Oceans of Truth

J.D. Kurtness’ Aquariums

A review of Aquariums by J.D. Kurtness

Published on July 4, 2022

In this wacky world we live in, stories that were once deemed science fiction can now easily resemble an absurdist take on our reality. Such is the case with J.D. Kurtness’ Aquariums, initially published in French before the pandemic and now available in an English translation by Pablo Strauss. It very loosely follows a young marine biologist who finds herself on a research vessel while a virus decimates most of the planet’s population. Is Kurtness some kind of modern-day seer, or are the once horrid things a sci-fi writer could imagine now very likely to happen to us? 

J.D. Kurtness Aquariums

Aquariums
J.D. Kurtness

Dundurn Press/Rare Machines
$21.99
paper
176pp
9781459747760

Stories about a pandemic might not be what we want to read right now, as we poke our heads out from the abyss, but this shouldn’t dissuade readers from delving into Aquariums. Kurtness’s story strays from the doom and gloom you might expect to focus on the coming-of-age tale of its protagonist, Émeraude Pic, an observant and independent girl with a passion for science. The author’s sentences at the beginning are short and matter-of-fact, like the fleeting thoughts of a child. “I turned eleven at the end of the summer, and I grew a lot. Gained weight, got a tan.” She is raised by her widowed father, often staying with her aunt’s family, before moving on to boarding school. She grows up and studies what she loves: marine biology. We glance at the plight of the planet through her eyes. “The pessimists believe it’s now too late. The tropical oceans teem with poisonous jellyfish and lionfish scavenging in chalky beds of dead coral.” A pandemic with a side of climate disaster – why not?

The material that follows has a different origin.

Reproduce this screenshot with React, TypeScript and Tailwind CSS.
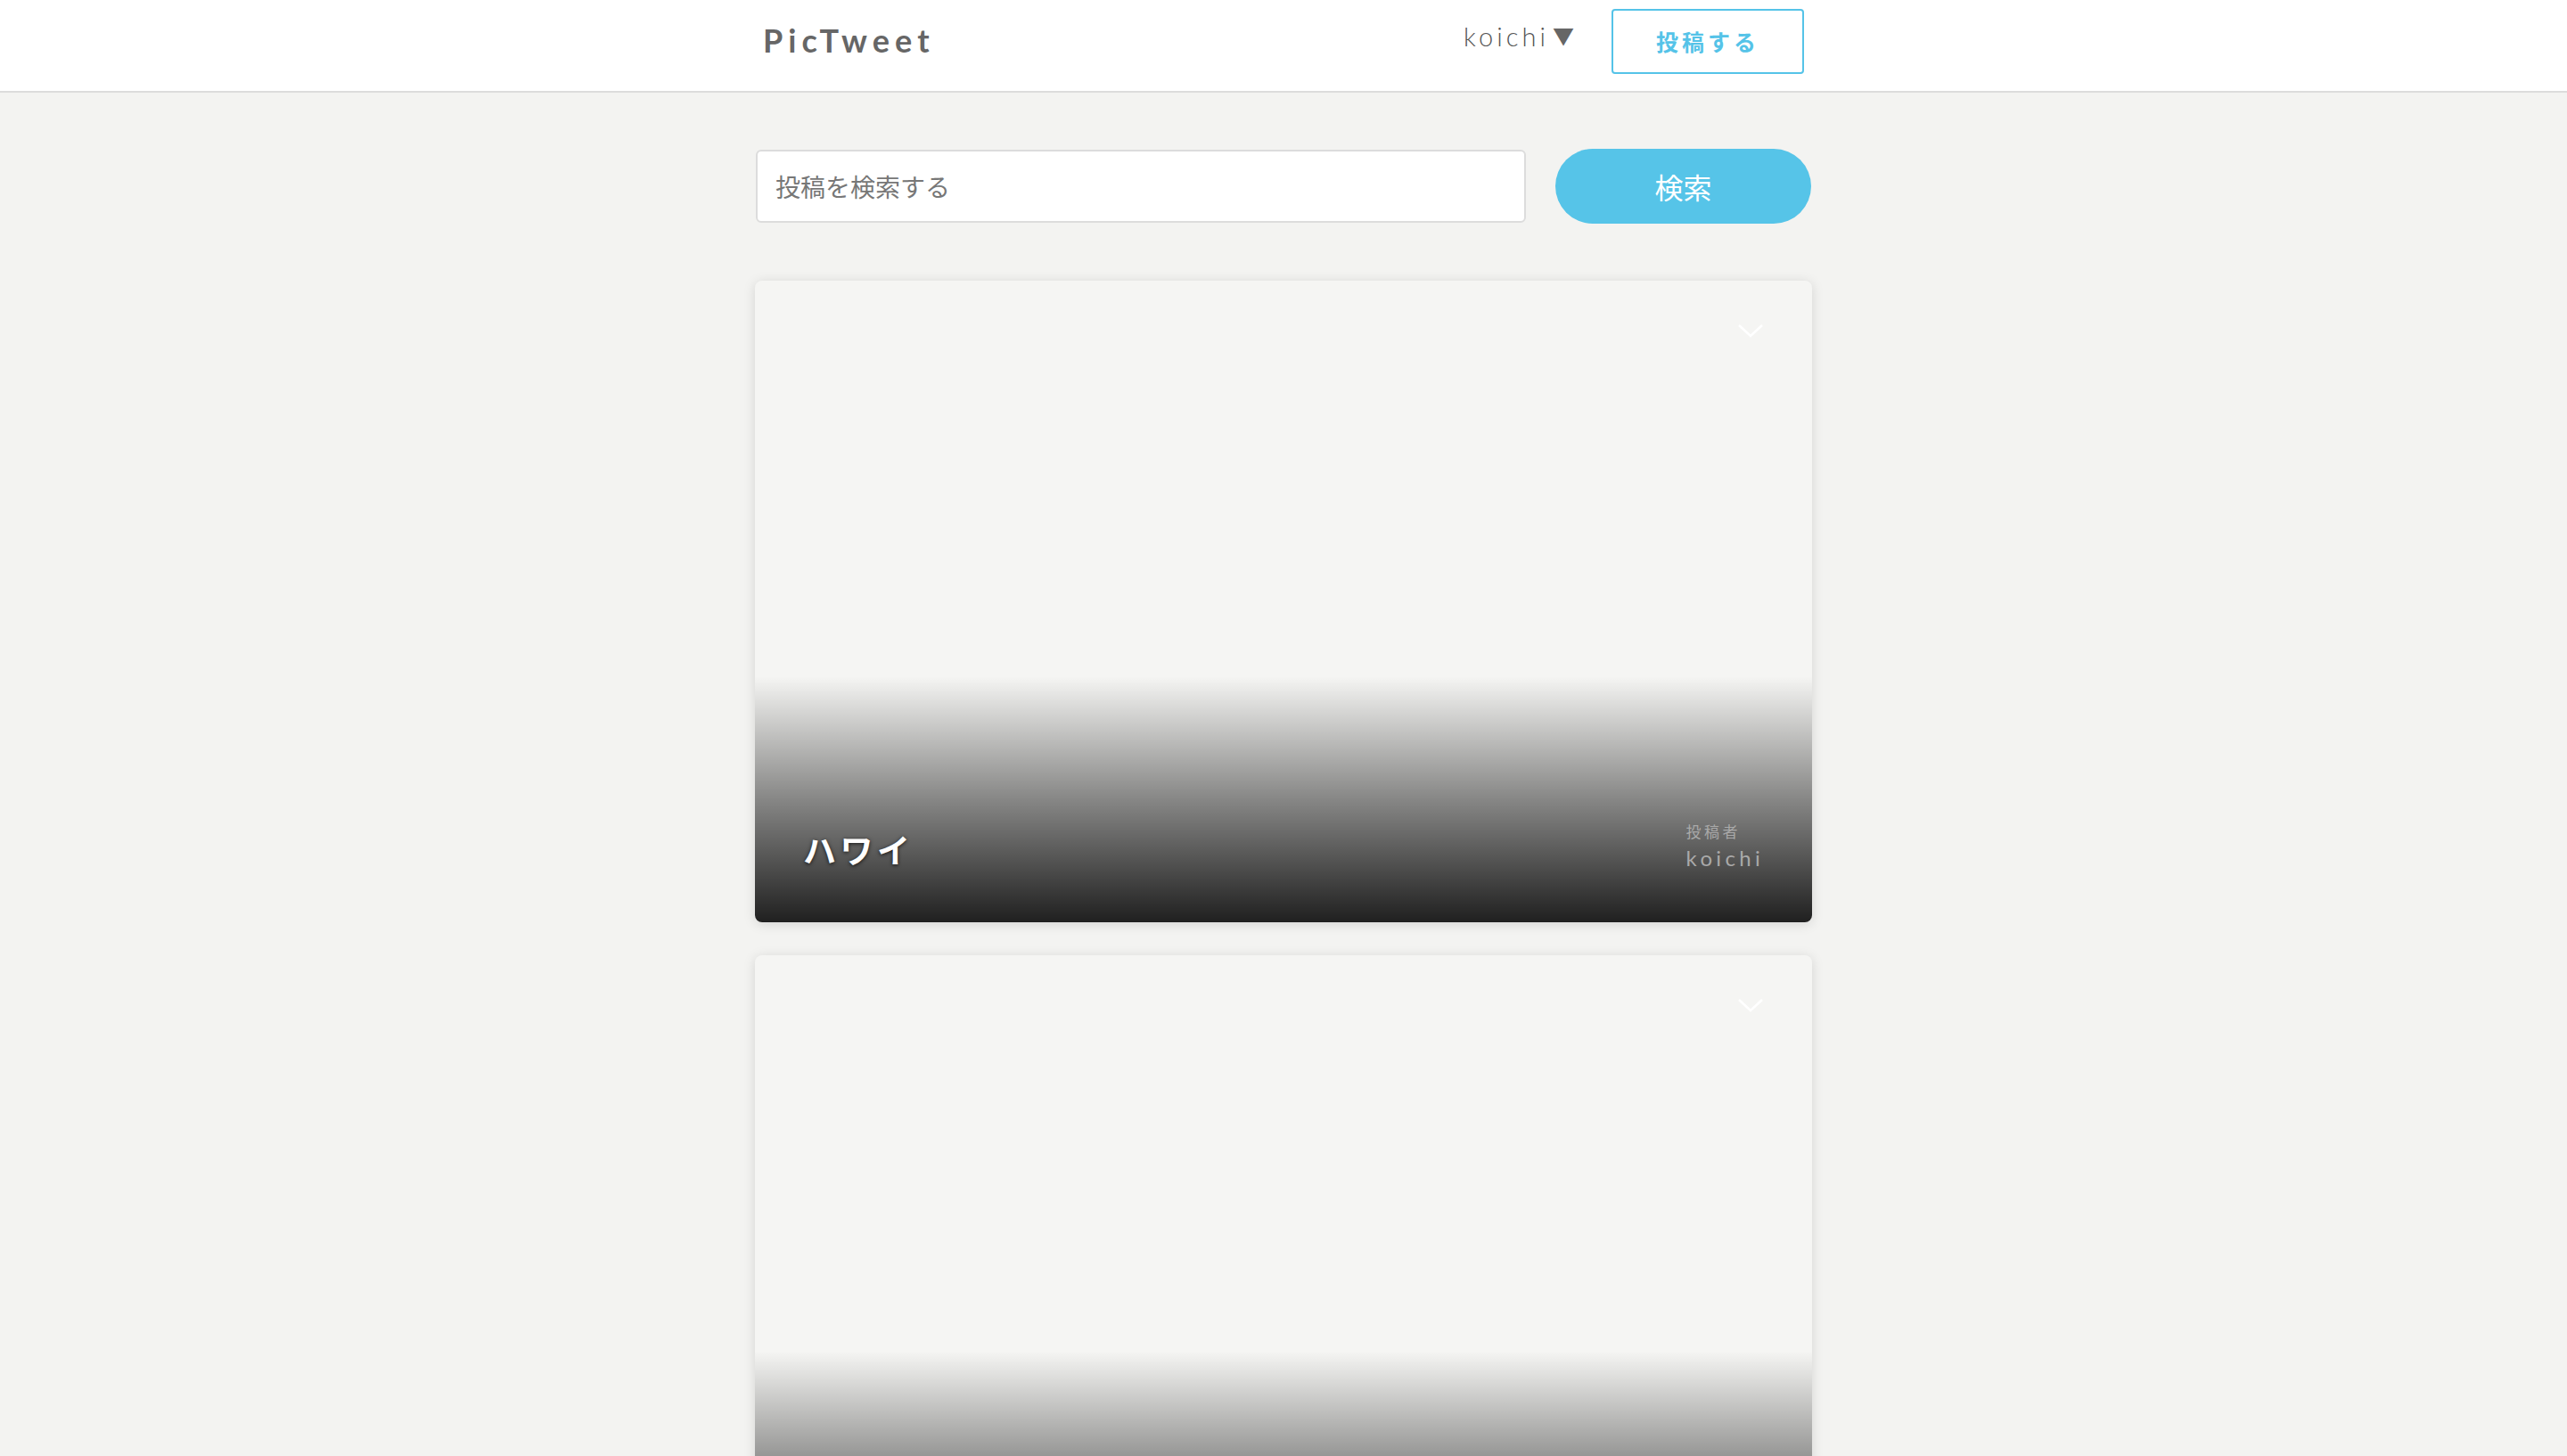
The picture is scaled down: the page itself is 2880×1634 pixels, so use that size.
import React from "react";

const posts = [
  { id: 1, text: "ハワイ", user: "koichi" },
  { id: 2, text: "", user: "koichi" },
];

function Chevron() {
  return (
    <svg width="30" height="18" viewBox="0 0 30 18" fill="none">
      <polyline points="2,3 15,15 28,3" stroke="#ffffff" strokeWidth="2.5" />
    </svg>
  );
}

function PostCard({ text, user }: { text: string; user: string }) {
  return (
    <div className="relative h-[720px] w-full overflow-hidden rounded-[8px] bg-[#f5f5f3] shadow-[0_2px_14px_rgba(0,0,0,0.13)]">
      <div className="absolute right-[54px] top-[47px]">
        <Chevron />
      </div>
      <div className="absolute inset-x-0 bottom-0 flex h-[276px] items-end justify-between bg-gradient-to-b from-[rgba(0,0,0,0)] via-[rgba(0,0,0,0.45)] to-[rgba(0,0,0,0.87)] pb-[54px] pl-[54px] pr-[54px]">
        <p
          className="text-[37px] font-bold tracking-[0.12em] text-white [text-shadow:0_1px_4px_rgba(0,0,0,0.8)]"
          style={{ fontFamily: '"Noto Sans CJK JP", sans-serif' }}
        >
          {text}
        </p>
        <div className="flex flex-col text-[#a9a9a9]">
          <span className="text-[17px] tracking-[0.2em]" style={{ fontFamily: '"Noto Sans CJK JP", sans-serif' }}>
            投稿者
          </span>
          <span className="text-[24px] tracking-[0.18em]" style={{ fontFamily: "Lato, sans-serif" }}>
            {user}
          </span>
        </div>
      </div>
    </div>
  );
}

export default function App() {
  return (
    <div
      className="min-h-screen bg-[#f3f3f1]"
      style={{ fontFamily: 'Lato, "Noto Sans CJK JP", sans-serif' }}
    >
      <header className="h-[104px] border-b-2 border-[#dcdcdc] bg-white">
        <div className="mx-auto flex h-full w-[1186px] items-start justify-between pl-[9px] pr-[9px]">
          <h1 className="mt-[18px] text-[36px] font-bold tracking-[0.17em] text-[#666666]">PicTweet</h1>
          <div className="flex items-start">
            <span className="mt-[19px] flex items-center text-[29px] font-light tracking-[0.14em] text-[#555555]">
              koichi
              <span className="ml-[4px] text-[24px] text-[#666666]">▼</span>
            </span>
            <button
              className="ml-[38px] mt-[10px] h-[73px] w-[216px] rounded-[4px] border-2 border-[#55c3e8] bg-white text-[25px] font-bold tracking-[0.16em] text-[#55c3e8]"
              style={{ fontFamily: '"Noto Sans CJK JP", sans-serif' }}
            >
              投稿する
            </button>
          </div>
        </div>
      </header>

      <main className="mx-auto w-[1186px] pt-[63px]">
        <div className="flex items-center">
          <input
            placeholder="投稿を検索する"
            className="ml-[1px] h-[82px] w-[864px] rounded-[6px] border-2 border-[#dcdcdc] bg-white px-[20px] text-[28px] text-[#555] outline-none placeholder:text-[#777777]"
            style={{ fontFamily: '"Noto Sans CJK JP", sans-serif' }}
          />
          <button
            className="ml-[33px] h-[84px] w-[287px] rounded-full bg-[#56c4e8] text-[32px] text-white"
            style={{ fontFamily: '"Noto Sans CJK JP", sans-serif' }}
          >
            検索
          </button>
        </div>

        <div className="mt-[64px] flex flex-col gap-[37px] pb-[40px]">
          {posts.map((p) => (
            <PostCard key={p.id} text={p.text} user={p.user} />
          ))}
        </div>
      </main>
    </div>
  );
}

In the world of Aquariums, Émeraude doesn’t become the woman she is just because of childhood circumstances or social growing pains. Kurtness travels into the past to peel back the mysteries of her character’s DNA. Between segments about Émeraude’s time at school and her work experiences as a scientist, the author introduces other narrators sprinkled across time and space. We meet a prehistoric man witnessing a giant squid devouring a whale. We follow a young boy obsessed with the sea who leaves home to work as a sailor. The encounters go on: a village witch feared by her peers, a draft dodger seeking refuge in the woods, a famous singer coming out of the Great Depression. 

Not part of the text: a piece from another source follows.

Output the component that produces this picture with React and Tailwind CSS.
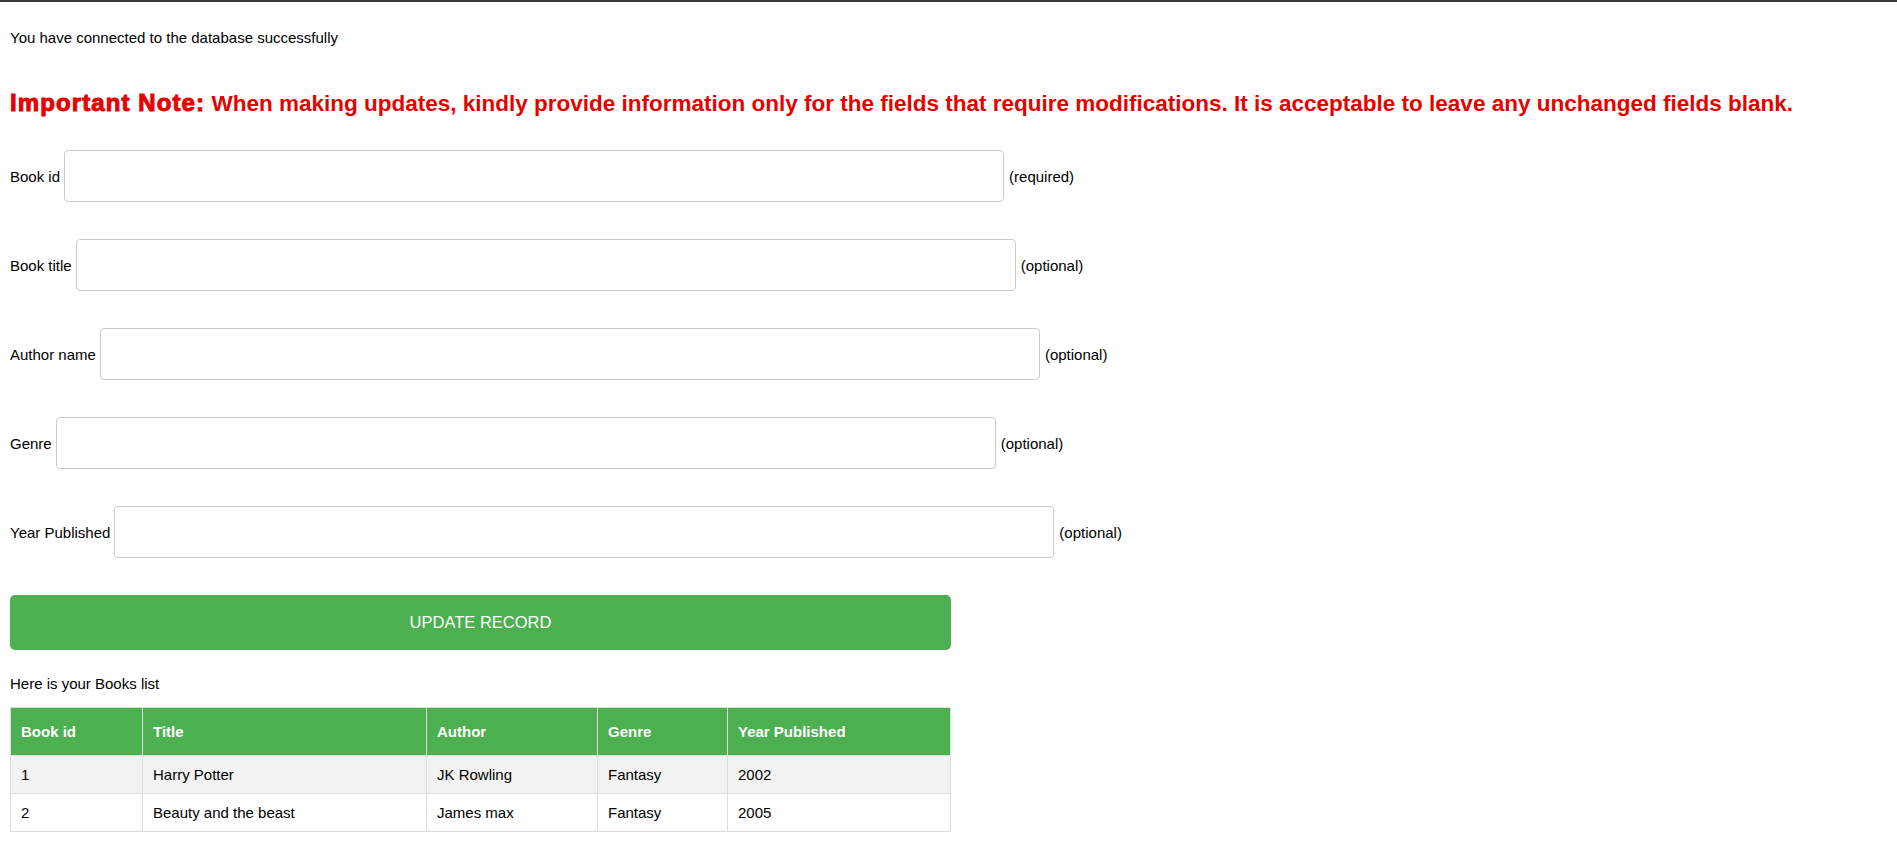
import React from "react";

const fields = [
  { label: "Book id", note: "(required)" },
  { label: "Book title", note: "(optional)" },
  { label: "Author name", note: "(optional)" },
  { label: "Genre", note: "(optional)" },
  { label: "Year Published", note: "(optional)" },
];

const rows = [
  ["1", "Harry Potter", "JK Rowling", "Fantasy", "2002"],
  ["2", "Beauty and the beast", "James max", "Fantasy", "2005"],
];

export default function App() {
  return (
    <div className="min-h-[865px] bg-white border-t-2 border-[#3a3a3a] px-[10px] font-['Liberation_Sans',Arial,sans-serif] text-[15px] text-black">
      <p className="mt-[27px] leading-[17px]">You have connected to the database successfully</p>

      <h2 className="mt-[45px] h-[26px] text-[22.5px] leading-[26px] font-bold text-[#e60000] whitespace-nowrap">
        <strong className="text-[24px] leading-[20px] tracking-[1.1px] [-webkit-text-stroke:1px_#e60000]">Important Note:</strong>{" "}
        When making updates, kindly provide information only for the fields that require modifications. It is acceptable to leave any unchanged fields blank.
      </h2>

      <form className="mt-[33px] flex flex-col gap-[37px]" onSubmit={(e) => e.preventDefault()}>
        {fields.map((f) => (
          <div key={f.label} className="flex items-center h-[52px]">
            <label className="leading-[17px]">{f.label}</label>
            <input
              type="text"
              className="ml-[4px] w-[940px] h-[52px] border border-[#cccccc] rounded-[4px] px-[12px] outline-none"
            />
            <span className="ml-[5px] leading-[17px]">{f.note}</span>
          </div>
        ))}
        <button
          type="submit"
          className="w-[941px] h-[55px] bg-[#4caf50] text-white rounded-[5px] text-[16.5px] uppercase"
        >
          Update Record
        </button>
      </form>

      <p className="mt-[25px] leading-[17px]">Here is your Books list</p>

      <table className="mt-[15px] w-[941px] border-collapse border border-[#dddddd] text-left">
        <thead>
          <tr className="bg-[#4caf50] text-white">
            <th className="w-[132px] border border-[#dddddd] px-[10px] py-[15px] leading-[17px] font-bold">Book id</th>
            <th className="w-[284px] border border-[#dddddd] px-[10px] py-[15px] leading-[17px] font-bold">Title</th>
            <th className="w-[171px] border border-[#dddddd] px-[10px] py-[15px] leading-[17px] font-bold">Author</th>
            <th className="w-[130px] border border-[#dddddd] px-[10px] py-[15px] leading-[17px] font-bold">Genre</th>
            <th className="border border-[#dddddd] px-[10px] py-[15px] leading-[17px] font-bold">Year Published</th>
          </tr>
        </thead>
        <tbody>
          {rows.map((r, i) => (
            <tr key={i} className={i % 2 === 0 ? "bg-[#f2f2f2]" : "bg-white"}>
              {r.map((c, j) => (
                <td key={j} className="border border-[#dddddd] px-[10px] py-[10px] leading-[17px]">
                  {c}
                </td>
              ))}
            </tr>
          ))}
        </tbody>
      </table>
    </div>
  );
}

The reveal of a shared surname informs us that these are Émeraude’s ancestors; the people who paved the way for her to be one of the last survivors of the end of the world, researching the death of the oceans on a boat off the coast of Labrador:

“Everyone can see the mess we’ve made, but no one’s doing anything to fix it.
I’m part of the massacre too. I compile, collect, and save an infinitesimal part of the biodiversity, knowing full well that once I’m gone, it will all be destroyed without remorse. I know it’s irrational and pathetic, but I can’t shake the thought that this whale may have died of despair.”

This is a small book on a huge theme, set in various places and eras, featuring different perspectives. It could be confusing, but it works so much so that I sometimes wished Kurtness had picked up some of her loose threads and developed the stories of Émeraude’s ancestors instead of returning to her protagonist’s journey. I want to know more about the scarred sailor, the blind shark, and the travelling whale. She dips her toe into the fantastical or the romantic and then pulls back, back to the science of a dying world. Aquariums is an inventive book on a grim not-so-distant future. In the end, Kurtness chooses to believe in the resilience of humanity. Like her ancestors before her, Émeraude will fight for her people’s future.mRb

Roxane Hudon  is an occasional writer and frequent layabout who lives on a remote island and reads a lot.